The reason why it would be production ready for read only scenarios is because the record is never marked as dirty, which means server side always wins:

  • User opens app first time, data is requested from server and stored on client side.
  • User loses connection to app, but from an app perspective functionality remains the same
  • User is back online
  • User requests the version of the record on deepstream. If its the same as the one locally it, so doesn’t do anything more. If it isn’t, it requests the data and assumes its the latest (using a remote wins algorithm).

Typescript

We converted the majority of the codebase to typescript, for the benefit of future code maintenance as well making it easier for people to contribute. This also means consumers of the SDK can now directly use the generated declaration files when installing deepstream rather than maintaining separate bindings.

Services

We added a few services to improve the way things work in the client.

Timer Service

We now have a timer service that all timers in the sdk are registered against, rather than using the native nodeJS timeouts. This gives us two benefits. First off its just generally much quicker, if you do a CPU profile of native timeouts you’ll notice the time used is noticeable, while instead we have a single interval to poll the timeout queue. Secondly it allows us to easily deal with timing slips. What this means is that in the future rather than timeouts being fired much later due to the CPU being blocked, the timer registry can either allow certain timeouts to be ignored or reset.

Bulk Subscription Service

We now register our subscriptions via a service rather than directly sending a subscription message. This allows us generate a single subscription message for up to thousands of records with a single ack rather than thousands.

Connection Service

We now have a connection service that is driven by a state machine that can be consumed by any class to send messages as well as listen to any connection lifecycle change.

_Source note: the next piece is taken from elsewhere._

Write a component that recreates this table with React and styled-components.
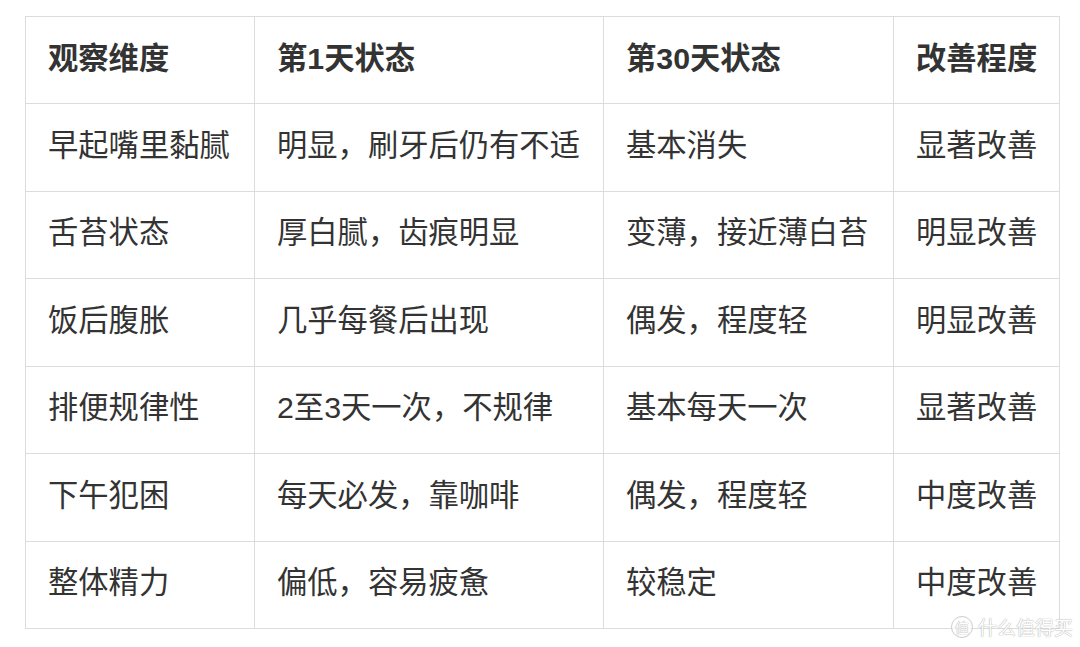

Current API hooks for reconnection logic are:

public onLost (() => void): void
public onReestablished (() => void): void
public onExitLimbo (() => void): void

For those who looked into the SDK internals before you’ll notice the introduction of a limbo state. What this means is the connection was just lost, but you don’t want API calls to immediately start failing as a reconnect might be likely to immediately happen. As such feature developers now have the potential of buffering those requests until either the connection is reestablished or the buffer timeout is exceeded and all API calls will fail with a not connected error.